Discordo dessa opção. Os cartórios não podem ser compensados com o dinheiro público, oriundo dos impostos pagos pelos cidadãos. Não creio que seja essa a alternativa cabível. Sei que existe proposta nesse sentido, não me recordo exatamente de quem. Parece-me, se não me falha a memória, que é de autoria do Senador Odacir Soares. Entretanto, não faço aqui nenhuma restrição; apenas divirjo porque não considero que a saída esteja em dar compensações ou subsídios eventuais aos cartórios, para que eles possam sobreviver e, portanto, garantir esse direito básico de cidadania, que é o registro civil. Esse não é o melhor caminho. Isso significaria que o povo estaria pagando.

Podemos, sim, criar uma alternativa, criar uma saída que não vai onerar nem os cidadãos, nem a população, nem aqueles que precisam da gratuidade, que são os cidadãos muitos pobres e que não podem pagar sequer o registro civil. E que não deve onerar também os cartórios que têm recursos mais parcos, mais precários, que têm limitações maiores de arrecadação, localizados nesse grande interior do Brasil.

Poderíamos propor no Senado, já que a Câmara não teve criatividade para isso, já que a matéria está em plenário em regime de urgência, um acordo entre as lideranças, com a maior transparência, com a maior visibilidade pública, com a maior exposição ao julgamento da imprensa, ao julgamento da opinião pública, ao julgamento de quem quer que seja, de que os cartórios que têm mais possam compensar os cartórios que têm menos, já que o serviço é uma titularidade concedida pelo Poder Público, já que, apesar de privatizados, quem concede a titularidade é o Poder Público, é o Poder Judiciário.

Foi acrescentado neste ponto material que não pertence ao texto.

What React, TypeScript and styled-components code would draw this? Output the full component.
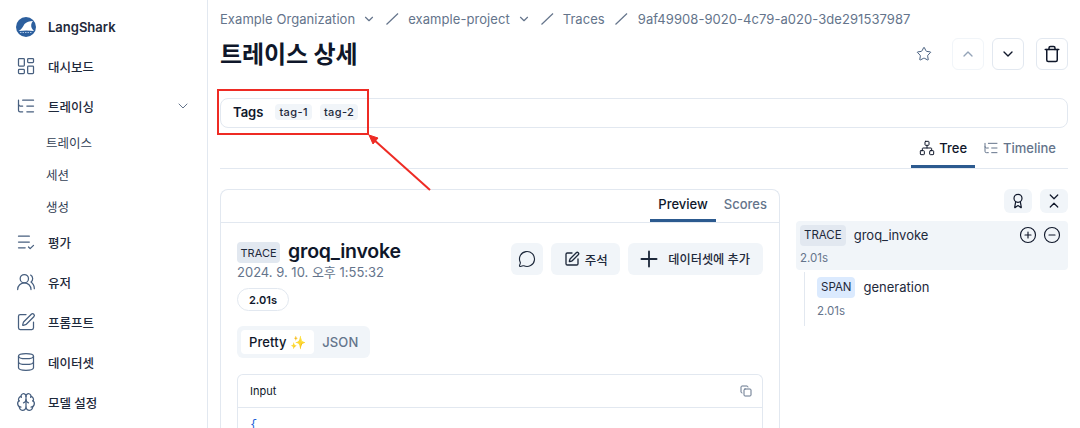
import React from 'react';
import styled, { createGlobalStyle } from 'styled-components';
import {
  Award,
  Brain,
  ChevronDown,
  ChevronUp,
  ChevronsDownUp,
  CircleMinus,
  CirclePlus,
  Copy,
  Database,
  LayoutDashboard,
  ListCheck,
  ListTree,
  MessageCircle,
  Network,
  Plus,
  SquarePen,
  Star,
  Trash,
  UsersRound,
} from 'lucide-react';

const GlobalStyle = createGlobalStyle`
  html, body {
    margin: 0;
    height: 428px;
    overflow: hidden;
    background: #fff;
  }
  * { box-sizing: border-box; }
  body {
    font-family: Inter, "Noto Sans CJK KR", "Noto Sans", sans-serif;
    color: #0f172a;
  }
`;

const Page = styled.div`
  position: relative;
  display: flex;
  width: 1080px;
  height: 428px;
  overflow: hidden;
`;

/* sidebar */
const Sidebar = styled.aside`
  flex: 0 0 208px;
  height: 428px;
  border-right: 1px solid #e2e8f0;
  padding: 7px 8px 0 8px;
`;

const Brand = styled.div`
  display: flex;
  align-items: center;
  height: 39px;
  padding-left: 8px;
  gap: 12px;
  font-size: 13px;
  font-weight: 600;
  color: #1e293b;
`;

const NavRow = styled.div`
  display: flex;
  align-items: center;
  height: 40px;
  padding-left: 8px;
  gap: 12px;
  font-size: 12.500px;
  font-weight: 500;
  color: #1e293b;
  svg { color: #475f7f; flex: none; }
`;

const NavChevron = styled.span`
  display: flex;
  margin-left: auto;
  margin-right: 8px;
  svg { color: #64748b; }
`;

const SubRow = styled.div`
  display: flex;
  align-items: center;
  height: 32px;
  padding-left: 38px;
  font-size: 12.500px;
  color: #334155;
`;

/* main column */
const Main = styled.main`
  flex: 1;
  min-width: 0;
  padding: 0 12px;
`;

const Breadcrumb = styled.nav`
  display: flex;
  align-items: center;
  height: 38px;
  font-size: 13px;
  letter-spacing: 0.06px;
  color: #64748b;
  white-space: nowrap;
`;

const CrumbItem = styled.span<{ $nudge?: number }>`
  display: flex;
  align-items: center;
  gap: 7px;
  margin-left: ${({ $nudge }) => $nudge ?? 0}px;
`;

const CrumbSlash = styled.svg`
  margin: 0 9px;
  flex: none;
`;

const TitleRow = styled.div`
  display: flex;
  align-items: center;
  height: 32px;
`;

const Title = styled.h1`
  margin: 0;
  padding-bottom: 4px;
  font-size: 24px;
  font-weight: 700;
  letter-spacing: -0.1px;
  color: #0f172a;
  flex: 1;
`;

const StarWrap = styled.span`
  display: flex;
  margin-right: 20px;
  color: #475f7f;
`;

const SquareButton = styled.button<{ $faded?: boolean; $gap?: number }>`
  display: flex;
  align-items: center;
  justify-content: center;
  width: 32px;
  height: 32px;
  padding: 0;
  margin-left: ${({ $gap }) => $gap ?? 0}px;
  background: #fff;
  border: 1px solid ${({ $faded }) => ($faded ? '#f1f5f9' : '#e2e8f0')};
  border-radius: 6px;
  color: ${({ $faded }) => ($faded ? '#94a3b8' : '#0f172a')};
`;

const TagsCard = styled.div`
  display: flex;
  align-items: center;
  height: 30px;
  margin-top: 28px;
  padding: 0 0 2px 12px;
  border: 1px solid #e2e8f0;
  border-radius: 8px;
`;

const TagsLabel = styled.span`
  font-size: 13px;
  font-weight: 600;
  margin-right: 12px;
`;

const Tag = styled.span`
  display: inline-flex;
  align-items: center;
  height: 16px;
  padding: 0 4px;
  margin-right: 8px;
  background: #f1f5f9;
  border-radius: 4px;
  font-size: 11px;
  font-weight: 500;
  letter-spacing: 0.4px;
  color: #1e293b;
`;

const ViewTabs = styled.div`
  display: flex;
  justify-content: flex-end;
  height: 41px;
  padding-right: 4px;
  border-bottom: 1px solid #e2e8f0;
`;

const ViewTab = styled.div<{ $active?: boolean }>`
  display: flex;
  align-items: center;
  gap: 4px;
  height: 40px;
  padding: 3px 8px 0 8px;
  font-size: 13px;
  font-weight: 500;
  color: ${({ $active }) => ($active ? '#0f172a' : '#64748b')};
  border-bottom: 3px solid ${({ $active }) => ($active ? '#2c5a8f' : 'transparent')};
`;

const Columns = styled.div`
  display: flex;
  margin-top: 20px;
`;

/* trace preview card */
const PreviewCard = styled.section`
  flex: 0 0 560px;
  height: 260px;
  border: 1px solid #e2e8f0;
  border-bottom: none;
  border-radius: 8px 8px 0 0;
`;

const PreviewTabs = styled.div`
  display: flex;
  justify-content: flex-end;
  height: 33px;
  padding-right: 4px;
  border-bottom: 1px solid #e2e8f0;
`;

const PreviewTab = styled.div<{ $active?: boolean }>`
  display: flex;
  align-items: center;
  height: 32px;
  padding: 0 8px 2px;
  font-size: 13px;
  font-weight: 500;
  color: ${({ $active }) => ($active ? '#0f172a' : '#64748b')};
  border-bottom: 3px solid ${({ $active }) => ($active ? '#2c5a8f' : 'transparent')};
`;

const PreviewBody = styled.div`
  padding: 19px 16px 0 16px;
`;

const HeaderRow = styled.div`
  display: flex;
  justify-content: space-between;
  align-items: flex-start;
`;

const NameLine = styled.div`
  display: flex;
  align-items: center;
  gap: 8px;
  height: 21px;
`;

const TypeBadge = styled.span<{ $blue?: boolean }>`
  display: inline-flex;
  align-items: center;
  height: 21px;
  padding: 0 4px;
  border-radius: 4px;
  font-size: 11.500px;
  color: #1e293b;
  background: ${({ $blue }) => ($blue ? '#dbeafe' : '#e2e8f0')};
`;

const HeaderBadge = styled(TypeBadge)`
  font-size: 11px;
  padding: 0 3.500px;
`;

const TraceName = styled.span`
  padding-bottom: 4px;
  font-size: 19.500px;
  font-weight: 600;
  letter-spacing: -0.2px;
`;

const Timestamp = styled.div`
  margin-top: 1px;
  font-size: 13px;
  line-height: 16px;
  color: #64748b;
`;

const LatencyPill = styled.span`
  display: inline-flex;
  align-items: center;
  height: 23px;
  margin-top: 8px;
  padding: 0 11px;
  border: 1px solid #e2e8f0;
  border-radius: 12px;
  font-size: 11px;
  font-weight: 600;
`;

const Actions = styled.div`
  display: flex;
  gap: 8px;
  margin-top: 1px;
`;

const ActionButton = styled.button<{ $wide?: boolean; $icon?: boolean }>`
  display: flex;
  align-items: center;
  gap: ${({ $wide }) => ($wide ? '6px' : '5px')};
  height: 32px;
  padding: ${({ $wide, $icon }) => ($wide ? '0 13px 0 8px' : $icon ? '0 7px' : '0 12.500px')};
  background: #f1f5f9;
  border: none;
  border-radius: 6px;
  font-family: inherit;
  font-size: ${({ $wide }) => ($wide ? '12.200px' : '12.500px')};
  font-weight: 500;
  color: #1e293b;
`;

const Toggle = styled.div`
  display: inline-flex;
  height: 32px;
  margin-top: 15px;
  padding: 4px;
  background: #f1f5f9;
  border-radius: 6px;
  font-size: 13px;
  font-weight: 500;
`;

const ToggleOption = styled.span<{ $active?: boolean }>`
  display: flex;
  align-items: center;
  padding: 0 8px;
  letter-spacing: 0.1px;
  border-radius: 4px;
  background: ${({ $active }) => ($active ? '#fff' : 'transparent')};
  color: ${({ $active }) => ($active ? '#0f172a' : '#64748b')};
`;

const InputBox = styled.div`
  margin-top: 16px;
  border: 1px solid #e2e8f0;
  border-bottom: none;
  border-radius: 6px 6px 0 0;
`;

const InputHead = styled.div`
  display: flex;
  align-items: center;
  justify-content: space-between;
  height: 33px;
  padding: 0 10px 0 12px;
  border-bottom: 1px solid #e2e8f0;
  font-size: 11px;
  font-weight: 400;
  svg { color: #64748b; }
`;

const CodeLine = styled.div`
  padding: 9px 12px 0;
  font-family: "Liberation Mono", monospace;
  font-size: 12px;
  line-height: 16px;
  color: #1d5fd8;
`;

/* tree panel */
const TreePanel = styled.section`
  flex: 1;
  min-width: 0;
  margin-left: 16px;
`;

const TreeTools = styled.div`
  display: flex;
  justify-content: flex-end;
  gap: 8px;
  height: 32px;
`;

const ToolButton = styled.button`
  display: flex;
  align-items: center;
  justify-content: center;
  width: 28px;
  height: 24px;
  padding: 0;
  background: #f1f5f9;
  border: none;
  border-radius: 6px;
  color: #0f172a;
`;

const TraceNode = styled.div`
  height: 49px;
  padding: 4px;
  background: #f1f5f9;
  border-radius: 4px;
`;

const NodeLine = styled.div`
  display: flex;
  align-items: center;
  gap: 8px;
  height: 20px;
  font-size: 13px;
  color: #1e293b;
`;

const NodeActions = styled.span`
  display: flex;
  gap: 6px;
  margin-left: auto;
  margin-right: 3px;
  color: #0f172a;
`;

const NodeMeta = styled.div`
  margin-top: 6px;
  font-size: 11.500px;
  line-height: 14px;
  color: #64748b;
`;

const ChildNodes = styled.div`
  margin: 2px 0 0 8px;
  height: 54px;
  padding: 5px 0 0 12px;
  border-left: 1px solid #e2e8f0;
  ${NodeMeta} { margin-top: 7px; }
`;

/* annotation drawn over the screenshot */
const Annotation = styled.svg`
  position: absolute;
  left: 0;
  top: 0;
  pointer-events: none;
`;

const Logo = () => (
  <svg width="20" height="20" viewBox="0 0 20 20">
    <circle cx="10" cy="10" r="10" fill="#2c5f9e" />
    <path d="M2.500 14C5.500 12.500 7 9.500 8.500 7 10.500 5 13.500 4 17 4c-1.800 2-2.300 4.500-1.300 7 .8 1.300 1.600 2.300 2.300 3-4.500-.8-10.500-.8-15.500 0z" fill="#fff" />
    <path d="M4 15.500h12" stroke="#a9c4e4" strokeWidth="1" strokeDasharray="1.500 1" />
  </svg>
);

const Slash = () => (
  <CrumbSlash width="14" height="14" viewBox="0 0 14 14">
    <path d="M13 1.500 1.500 12.500" stroke="#64748b" strokeWidth="1.200" fill="none" />
  </CrumbSlash>
);

const App: React.FC = () => (
  <Page>
    <GlobalStyle />
    <Sidebar>
      <Brand>
        <Logo />
        LangShark
      </Brand>
      <NavRow><LayoutDashboard size={20} strokeWidth={1.5} />대시보드</NavRow>
      <NavRow>
        <ListTree size={20} strokeWidth={1.5} />트레이싱
        <NavChevron><ChevronDown size={16} strokeWidth={1.5} /></NavChevron>
      </NavRow>
      <SubRow>트레이스</SubRow>
      <SubRow>세션</SubRow>
      <SubRow>생성</SubRow>
      <NavRow><ListCheck size={20} strokeWidth={1.5} />평가</NavRow>
      <NavRow><UsersRound size={20} strokeWidth={1.5} />유저</NavRow>
      <NavRow><SquarePen size={20} strokeWidth={1.5} />프롬프트</NavRow>
      <NavRow><Database size={20} strokeWidth={1.5} />데이터셋</NavRow>
      <NavRow><Brain size={20} strokeWidth={1.5} />모델 설정</NavRow>
    </Sidebar>

    <Main>
      <Breadcrumb>
        <CrumbItem>Example Organization <ChevronDown size={14} /></CrumbItem>
        <Slash />
        <CrumbItem>example-project <ChevronDown size={14} /></CrumbItem>
        <Slash />
        <CrumbItem>Traces</CrumbItem>
        <Slash />
        <CrumbItem $nudge={1}>9af49908-9020-4c79-a020-3de291537987</CrumbItem>
      </Breadcrumb>

      <TitleRow>
        <Title>트레이스 상세</Title>
        <StarWrap><Star size={16} strokeWidth={1.5} /></StarWrap>
        <SquareButton $faded><ChevronUp size={16} /></SquareButton>
        <SquareButton $gap={8}><ChevronDown size={16} /></SquareButton>
        <SquareButton $gap={12}><Trash size={18} /></SquareButton>
      </TitleRow>

      <TagsCard>
        <TagsLabel>Tags</TagsLabel>
        <Tag>tag-1</Tag>
        <Tag>tag-2</Tag>
      </TagsCard>

      <ViewTabs>
        <ViewTab $active><Network size={16} strokeWidth={1.5} />Tree</ViewTab>
        <ViewTab><ListTree size={16} strokeWidth={1.5} />Timeline</ViewTab>
      </ViewTabs>

      <Columns>
        <PreviewCard>
          <PreviewTabs>
            <PreviewTab $active>Preview</PreviewTab>
            <PreviewTab>Scores</PreviewTab>
          </PreviewTabs>
          <PreviewBody>
            <HeaderRow>
              <div>
                <NameLine>
                  <HeaderBadge>TRACE</HeaderBadge>
                  <TraceName>groq_invoke</TraceName>
                </NameLine>
                <Timestamp>2024. 9. 10. 오후 1:55:32</Timestamp>
                <LatencyPill>2.01s</LatencyPill>
              </div>
              <Actions>
                <ActionButton $icon><MessageCircle size={18} strokeWidth={1.5} /></ActionButton>
                <ActionButton><SquarePen size={16} />주석</ActionButton>
                <ActionButton $wide><Plus size={26} strokeWidth={1.7} />데이터셋에 추가</ActionButton>
              </Actions>
            </HeaderRow>
            <Toggle>
              <ToggleOption $active>Pretty ✨</ToggleOption>
              <ToggleOption>JSON</ToggleOption>
            </Toggle>
            <InputBox>
              <InputHead>Input<Copy size={12} /></InputHead>
              <CodeLine>{'{'}</CodeLine>
            </InputBox>
          </PreviewBody>
        </PreviewCard>

        <TreePanel>
          <TreeTools>
            <ToolButton><Award size={16} strokeWidth={1.8} /></ToolButton>
            <ToolButton><ChevronsDownUp size={18} strokeWidth={1.6} /></ToolButton>
          </TreeTools>
          <TraceNode>
            <NodeLine>
              <TypeBadge>TRACE</TypeBadge>groq_invoke
              <NodeActions>
                <CirclePlus size={18} strokeWidth={1.5} />
                <CircleMinus size={18} strokeWidth={1.5} />
              </NodeActions>
            </NodeLine>
            <NodeMeta>2.01s</NodeMeta>
          </TraceNode>
          <ChildNodes>
            <NodeLine><TypeBadge $blue>SPAN</TypeBadge>generation</NodeLine>
            <NodeMeta>2.01s</NodeMeta>
          </ChildNodes>
        </TreePanel>
      </Columns>
    </Main>

    <Annotation width="1080" height="428" viewBox="0 0 1080 428">
      <rect x="218" y="90" width="150" height="44" fill="none" stroke="#ee2b24" strokeWidth="2" />
      <path d="M430 190 373 139" stroke="#ee2b24" strokeWidth="2" fill="none" />
      <path d="M369 135l9 3-5 6z" fill="#ee2b24" stroke="#ee2b24" strokeWidth="1" />
    </Annotation>
  </Page>
);

export default App;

Sr. Presidente, Srªs e Srs. Senadores, creio que se criássemos aqui, por via de emenda ao projeto, um fundo de equalização pelo qual todos os cartórios ou sistemas notariais contribuíssem com uma parcela da sua arrecadação anual ou mensal - uma contribuição da ordem de 3%, 4% ou 5% - para ser destinada a um fundo gerido pela entidade dos próprios cartórios, sem que houvesse nenhuma interveniência do Poder Público, sem que houvesse nenhuma interveniência de qualquer outra área externa aos próprios cartórios e às suas entidades. E essa entidade se encarregasse, então, de compensar ou de cobrir as possíveis perdas que os cartórios mais pobres pudessem ter ao longo dessa atividade, do exercício dessa titularidade, que é a de realizar o registro civil das pessoas físicas. Quer dizer, conferir cidadania básica aos indivíduos, aos mais pobres, aos menos protegidos, aos mais despossuídos no País.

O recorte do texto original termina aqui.